Burma Diary – Part 6

U Win Nyein is a gentle, soft spoken man in his sixties. I meet him in his office in downtown Yangon. It is on the first floor of an old rundown building. Through the open windows we hear the sounds of the street: the chatting in the tea house next door, the voices of children playing, a few cars.

The room is full of books, magazines, newspapers, they are all spread out on chairs, tables and desks. U Win Nyein is editor in chief of Burma’s leading literary journal. He proudly shows me the latest issue. On the cover are a famous Burmese actress and an actor. There are many stories about movies and singers. In a sixteen-part series, they publish a biography of Angelina Jolie which he translates into Burmese. In the second part of the magazine, there are many short stories by Burmese writers. “We have a lot of young readers, they are crazy about entertainment stories. Those articles are the sugar coating for the literature we publish,” he says with a big smile.

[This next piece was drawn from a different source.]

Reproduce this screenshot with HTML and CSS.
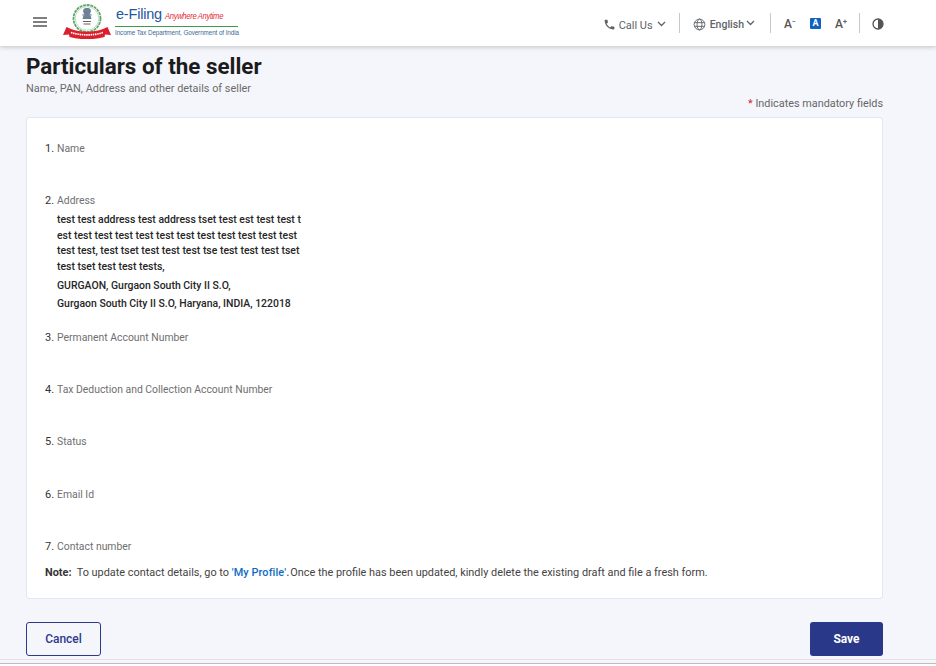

These are exciting times for publishers in Burma. “Before, we had to submit every issue to the censors and ask for permission to print.” U Win Nyein says. “Now we can publish and submit afterwards. If we publish something against the law, we receive a warning. If we do it again, we lose our license.” It is not quite freedom of the press, not yet, but it is a big change for a country that used to have incredibly strict censorship laws. There are more than 200 magazines and journals in the country now; more than 50 have launched within the last few months. The head of the censorship office talks openly about abolishing it altogether.

I give U Win Nyein a copy of The Art of Hearing Heartbeats. He likes the cover and the story. I tell him I would like to have it published in Burmese. He nods. Burmese are passionate readers. You see them reading while waiting for buses. Sitting on the street, in stalls waiting for customers. In their offices.

But that is changing, U Win Nyein says. “There is so much entertainment available. Video games. Computer games. TV. Sports magazines. Twenty years ago a good book could sell fifty thousand copies here. Now it is more likely to sell five thousand.” For authors it is difficult to make a living. They only receive royalties for the first thousand copies.